You have the ability to record your performance in Free Play Mode, Dance Off and Move & Step. I can see the usefulness of recording songs with a dance game like Singstar Dance where you’re dancing to “real moves”. But here, you’re just hopping up and down and waving your arms randomly. Something tells me that this isn’t the sort of thing most people will be sharing on their Facebook page.

In all honesty, I think this summarizes DDR’s main weakness. DDR was the king of the hill of motion gaming since it first launched as an arcade game in 1998. But the world has moved on. Now that you can dance “real dance moves”, stepping on arrows seems a bit passé.

Don’t get me wrong, die-hard DDR fans will love this new game, the improved graphics, and the new music tracks. It’s still one of the better workouts you can get, especially when you practice over and over again to nail a difficult song. And of course, no other game can match it in terms of precision. But everyone else will probably find more satisfaction in newer games like Singstar Dance for the PS3, Just Dance 2 for the Wii, and Kinect Dance for the Xbox where they can not just pattern match but actually learn real dance steps. In that regard, DDR seems almost antiquated.
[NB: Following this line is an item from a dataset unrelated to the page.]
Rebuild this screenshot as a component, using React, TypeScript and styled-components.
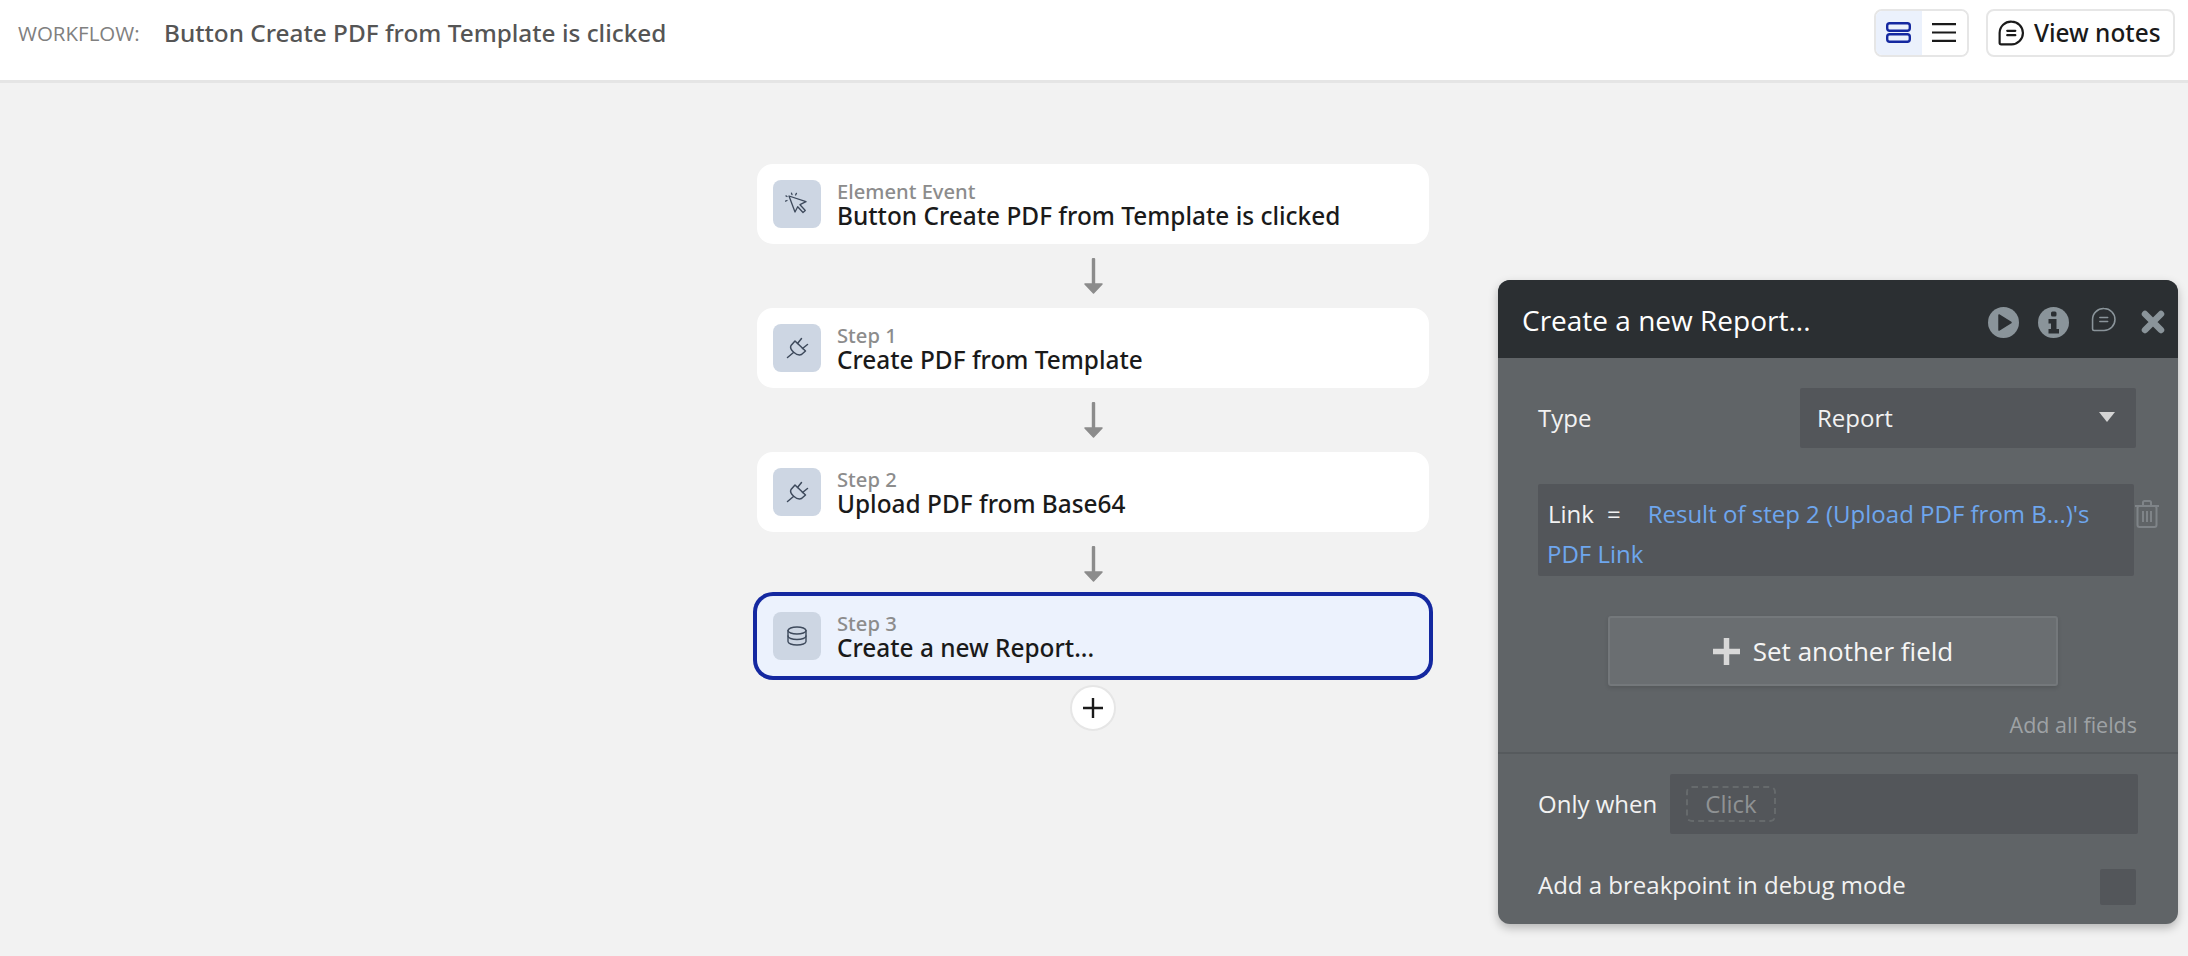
import React from "react";
import styled, { createGlobalStyle } from "styled-components";

const Global = createGlobalStyle`
  html, body { margin: 0; padding: 0; }
  body { font-family: "Open Sans", "Noto Sans", sans-serif; background: #f2f2f2; }
  * { box-sizing: border-box; }
`;

const Page = styled.div`
  position: relative;
  width: 2188px;
  height: 956px;
  overflow: hidden;
  background: #f2f2f2;
`;

const TopBar = styled.header`
  display: flex;
  align-items: center;
  height: 83px;
  padding: 0 13px 15px 18px;
  background: #fff;
  border-bottom: 3px solid #e5e5e5;
`;

const WorkflowLabel = styled.span`
  font-size: 20.5px;
  color: #808080;
  width: 146px;
`;

const WorkflowName = styled.span`
  font-family: "Noto Sans", sans-serif;
  font-size: 24.35px;
  font-weight: 500;
  color: #555;
  flex: 1;
`;

const Toggle = styled.div`
  display: flex;
  width: 95px;
  height: 48px;
  border: 2px solid #e6e6e6;
  border-radius: 8px;
  overflow: hidden;
`;

const ToggleCell = styled.div<{ $active?: boolean }>`
  display: flex;
  align-items: center;
  justify-content: center;
  flex: 1;
  background: ${(p) => (p.$active ? "#ebf1fc" : "#fff")};
`;

const NotesButton = styled.div`
  display: flex;
  align-items: center;
  gap: 10px;
  width: 189px;
  height: 48px;
  margin-left: 17px;
  padding-left: 10px;
  border: 2px solid #e6e6e6;
  border-radius: 8px;
  font-family: "Noto Sans", sans-serif;
  font-size: 24.4px;
  font-weight: 500;
  color: #1a1a1a;
  background: #fff;
`;

const Canvas = styled.main`
  display: flex;
  flex-direction: column;
  align-items: center;
  width: 672px;
  margin-left: 757px;
  padding-top: 81px;
`;

const Card = styled.div<{ $selected?: boolean }>`
  display: flex;
  align-items: center;
  gap: 16px;
  width: 672px;
  height: 80px;
  padding-left: 16px;
  border-radius: 16px;
  background: ${(p) => (p.$selected ? "#ecf2fd" : "#fff")};
  box-shadow: ${(p) => (p.$selected ? "0 0 0 4px #1428a0" : "none")};
`;

const IconTile = styled.div`
  display: flex;
  align-items: center;
  justify-content: center;
  width: 48px;
  height: 48px;
  border-radius: 8px;
  background: #cdd6e3;
`;

const CardText = styled.div`
  display: flex;
  flex-direction: column;
  padding-bottom: 2px;
  font-family: "Noto Sans", sans-serif;
  font-weight: 500;
`;

const CardKind = styled.span`
  font-size: 20.2px;
  line-height: 24px;
  color: #8c8c8c;
`;

const CardTitle = styled.span`
  font-size: 24.4px;
  line-height: 25px;
  color: #1a1a1a;
`;

const Connector = styled.div`
  display: flex;
  align-items: center;
  justify-content: center;
  height: 64px;
`;

const AddStep = styled.div`
  display: flex;
  align-items: center;
  justify-content: center;
  width: 46px;
  height: 46px;
  margin-top: 9px;
  border: 2px solid #e6e6e6;
  border-radius: 50%;
  background: #fff;
`;

const Panel = styled.aside`
  position: absolute;
  left: 1498px;
  top: 280px;
  width: 680px;
  height: 644px;
  border-radius: 12px;
  overflow: hidden;
  background: #606467;
  box-shadow: 0 4px 10px rgba(0, 0, 0, 0.25);
  color: #f2f2f2;
  font-size: 24px;
`;

const PanelHead = styled.div`
  display: flex;
  align-items: center;
  height: 78px;
  padding-left: 24px;
  background: #2b2f32;
`;

const PanelTitle = styled.div`
  flex: 1;
  padding-top: 2px;
  font-size: 28px;
  color: #fff;
`;

const HeadIcons = styled.div`
  display: flex;
  align-items: center;
  padding-top: 6px;
`;

const HeadSlot = styled.div<{ $raise?: number }>`
  display: flex;
  align-items: center;
  justify-content: center;
  width: 50px;
  margin-bottom: ${(p) => p.$raise ?? 0}px;
`;

const TypeRow = styled.div`
  display: flex;
  align-items: center;
  justify-content: space-between;
  height: 60px;
  margin: 30px 42px 0 40px;
`;

const Label = styled.span`
  padding-bottom: 2px;
  color: #f2f2f2;
`;

const BreakLabel = styled(Label)`
  padding-bottom: 5px;
`;

const Select = styled.div`
  display: flex;
  align-items: center;
  justify-content: space-between;
  width: 336px;
  height: 60px;
  padding: 0 21px 2px 17px;
  border-radius: 2px;
  background: #53565a;
`;

const FieldRow = styled.div`
  display: flex;
  align-items: flex-start;
  margin: 36px 0 0 40px;
`;

const FieldBox = styled.div`
  width: 596px;
  height: 92px;
  padding: 10px 30px 0 9px;
  border-radius: 2px;
  background: #53565a;
  line-height: 40px;
`;

const FieldName = styled.span`
  margin-left: 1px;
  margin-right: 13px;
`;

const FieldEquals = styled.span`
  margin-right: 27px;
`;

const FieldValue = styled.span`
  color: #6ea6ee;
`;

const TrashSlot = styled.div`
  margin-top: 16px;
`;

const AddFieldButton = styled.div`
  display: flex;
  align-items: center;
  justify-content: center;
  gap: 13px;
  width: 450px;
  height: 70px;
  margin: 40px 0 0 110px;
  border: 2px solid #74787b;
  border-radius: 3px;
  background: #6a6e71;
  box-shadow: 0 2px 4px rgba(0, 0, 0, 0.12);
  color: #f5f5f5;
  font-size: 26px;
`;

const AddAll = styled.div`
  margin: 25px 41px 0 0;
  text-align: right;
  font-size: 21.5px;
  line-height: 28px;
  color: #9ea2a5;
`;

const Divider = styled.div`
  height: 2px;
  margin-top: 13px;
  background: #565a5d;
`;

const WhenRow = styled.div`
  display: flex;
  align-items: center;
  justify-content: space-between;
  height: 60px;
  margin: 20px 40px 0 40px;
`;

const WhenBox = styled.div`
  display: flex;
  align-items: center;
  width: 468px;
  height: 60px;
  padding-left: 16px;
  border-radius: 2px;
  background: #53565a;
`;

const ClickSlot = styled.div`
  display: flex;
  align-items: center;
  justify-content: center;
  width: 90px;
  height: 36px;
  padding-bottom: 2px;
  border: 2px dashed #666a6c;
  border-radius: 6px;
  color: #8f9294;
`;

const BreakRow = styled.div`
  display: flex;
  align-items: center;
  justify-content: space-between;
  margin: 34px 42px 0 40px;
`;

const Check = styled.div`
  width: 36px;
  height: 36px;
  border-radius: 2px;
  background: #53565a;
`;

const ChatIcon = ({ size, color, width }: { size: number; color: string; width: number }) => (
  <svg width={size} height={size} viewBox="0 0 24 24" fill="none" stroke={color} strokeWidth={width}>
    <path d="M12.5 1.5a10.5 10.5 0 1 1 0 21H3a1.5 1.5 0 0 1-1.5-1.5v-9A10.5 10.5 0 0 1 12.5 1.5z" strokeLinejoin="round" />
    <path d="M8.5 10h7.5M8.5 14h7.5" strokeLinecap="round" />
  </svg>
);

const CursorIcon = () => (
  <svg width="24" height="24" viewBox="0 0 24 24" fill="none" stroke="#3e4a5c" strokeWidth="1.3" strokeLinejoin="round" strokeLinecap="round">
    <path d="M4 4l17 5.700-6 3 5.300 5.800-2.300 2-5.300-5.700L10 20z" />
    <path d="M2 8.500l-1.500.6M7 2.600l-.5-1.500M10.600 3l.8-1.600M2 4.500l-1-.6" />
  </svg>
);

const PlugIcon = () => (
  <svg width="24" height="24" viewBox="0 0 24 24" fill="none" stroke="#3e4a5c" strokeWidth="1.5" strokeLinejoin="round" strokeLinecap="round">
    <path d="M10 5L20.500 15l-4 3.500q-3.500 1.500-7.800-2.300T6 9.500z" />
    <path d="M2.500 21.500l6-5M12.500 7.500l4-5M17.500 12.500l5-4" />
  </svg>
);

const DbIcon = () => (
  <svg width="24" height="24" viewBox="0 0 24 24" fill="none" stroke="#3e4a5c" strokeWidth="1.4" strokeLinecap="round">
    <ellipse cx="12" cy="6.500" rx="9" ry="3.500" />
    <path d="M3 6.500v11c0 2 4 3.500 9 3.500s9-1.500 9-3.500v-11" />
    <path d="M3 12c0 2 4 3.500 9 3.500s9-1.500 9-3.500" />
  </svg>
);

const DownArrow = () => (
  <svg width="19" height="36" viewBox="0 0 19 36" fill="#8c8c8c">
    <rect x="7.800" y="0" width="3.400" height="28" rx="1" />
    <path d="M1 26h17l-8.500 9z" stroke="#8c8c8c" strokeWidth="1.500" strokeLinejoin="round" />
  </svg>
);

const steps = [
  { kind: "Element Event", title: "Button Create PDF from Template is clicked", icon: <CursorIcon /> },
  { kind: "Step 1", title: "Create PDF from Template", icon: <PlugIcon /> },
  { kind: "Step 2", title: "Upload PDF from Base64", icon: <PlugIcon /> },
  { kind: "Step 3", title: "Create a new Report...", icon: <DbIcon />, selected: true },
];

export default function App() {
  return (
    <Page>
      <Global />
      <TopBar>
        <WorkflowLabel>WORKFLOW:</WorkflowLabel>
        <WorkflowName>Button Create PDF from Template is clicked</WorkflowName>
        <Toggle>
          <ToggleCell $active>
            <svg width="25" height="21" viewBox="0 0 25 21" fill="none" stroke="#1428a0" strokeWidth="2.400">
              <rect x="1.200" y="1.200" width="22.600" height="7.600" rx="2.500" />
              <rect x="1.200" y="12.200" width="22.600" height="7.600" rx="2.500" />
            </svg>
          </ToggleCell>
          <ToggleCell>
            <svg width="24" height="19" viewBox="0 0 24 19" stroke="#1a1a1a" strokeWidth="2.200">
              <path d="M0 1.200h24M0 9.500h24M0 17.800h24" />
            </svg>
          </ToggleCell>
        </Toggle>
        <NotesButton>
          <ChatIcon size={26} color="#1a1a1a" width={2} />
          View notes
        </NotesButton>
      </TopBar>

      <Canvas>
        {steps.map((s, i) => (
          <React.Fragment key={s.kind}>
            {i > 0 && (
              <Connector>
                <DownArrow />
              </Connector>
            )}
            <Card $selected={s.selected}>
              <IconTile>{s.icon}</IconTile>
              <CardText>
                <CardKind>{s.kind}</CardKind>
                <CardTitle>{s.title}</CardTitle>
              </CardText>
            </Card>
          </React.Fragment>
        ))}
        <AddStep>
          <svg width="20" height="20" viewBox="0 0 20 20" stroke="#1a1a1a" strokeWidth="2.400">
            <path d="M10 0v20M0 10h20" />
          </svg>
        </AddStep>
      </Canvas>

      <Panel>
        <PanelHead>
          <PanelTitle>Create a new Report...</PanelTitle>
          <HeadIcons>
            <HeadSlot>
              <svg width="31" height="31" viewBox="0 0 31 31">
                <circle cx="15.500" cy="15.500" r="15.500" fill="#8a949a" />
                <path d="M11 8l12 7.500L11 23z" fill="#2b2f32" stroke="#2b2f32" strokeWidth="1.500" strokeLinejoin="round" />
              </svg>
            </HeadSlot>
            <HeadSlot>
              <svg width="31" height="31" viewBox="0 0 31 31">
                <circle cx="15.500" cy="15.500" r="15.500" fill="#8a949a" />
                <rect x="13" y="4.500" width="5.500" height="5" rx="1.500" fill="#2b2f32" />
                <path d="M10.500 12h8v10h2.500v4.500H10.500V22H13v-5.500h-2.500z" fill="#2b2f32" />
              </svg>
            </HeadSlot>
            <HeadSlot $raise={6}>
              <ChatIcon size={25} color="#8a949a" width={1.500} />
            </HeadSlot>
            <HeadSlot>
              <svg width="24" height="24" viewBox="0 0 24 24" stroke="#8a949a" strokeWidth="6.500" strokeLinecap="round">
                <path d="M4 4l16 16M20 4L4 20" />
              </svg>
            </HeadSlot>
          </HeadIcons>
        </PanelHead>

        <TypeRow>
          <Label>Type</Label>
          <Select>
            Report
            <svg width="16" height="10" viewBox="0 0 16 10" fill="#d4d4d4">
              <path d="M0 0h16L8 10z" />
            </svg>
          </Select>
        </TypeRow>

        <FieldRow>
          <FieldBox>
            <FieldName>Link</FieldName>
            <FieldEquals>=</FieldEquals>
            <FieldValue>Result of step 2 (Upload PDF from B...)'s PDF Link</FieldValue>
          </FieldBox>
          <TrashSlot>
            <svg width="26" height="28" viewBox="0 0 26 28" fill="none" stroke="#7f8488" strokeWidth="2">
              <path d="M1 6h24M9 6V2.500A1.500 1.500 0 0 1 10.500 1h5A1.500 1.500 0 0 1 17 2.500V6" />
              <rect x="3.500" y="6" width="19" height="21" rx="2" />
              <path d="M9 11v11M13 11v11M17 11v11" />
            </svg>
          </TrashSlot>
        </FieldRow>

        <AddFieldButton>
          <svg width="27" height="27" viewBox="0 0 27 27" stroke="#d8d8d8" strokeWidth="5.500">
            <path d="M13.500 0v27M0 13.500h27" />
          </svg>
          Set another field
        </AddFieldButton>

        <AddAll>Add all fields</AddAll>
        <Divider />

        <WhenRow>
          <Label>Only when</Label>
          <WhenBox>
            <ClickSlot>Click</ClickSlot>
          </WhenBox>
        </WhenRow>

        <BreakRow>
          <BreakLabel>Add a breakpoint in debug mode</BreakLabel>
          <Check />
        </BreakRow>
      </Panel>
    </Page>
  );
}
Overall, I’ll give it a rating of three of five stars. Executed well enough, but there’s really nothing very noteworthy nor innovative about it. It’s basically the same as it was in 1998–the “improvements” the developers tried to make (including use of the Move controllers) seem for the most part forced and contrived, as if they knew they had to be innovative, but knew that there’s just not that much more that can be done to stretch a 12-year old platform.

That said, I’d say it’s still a good purchase if you’ve never owned DDR before, and especially if you have kids in the house whose gym classes offer DDR (it’s a great way to get kids to not only get some exercise, but also give them some bragging rights at school after they’ve practiced at home).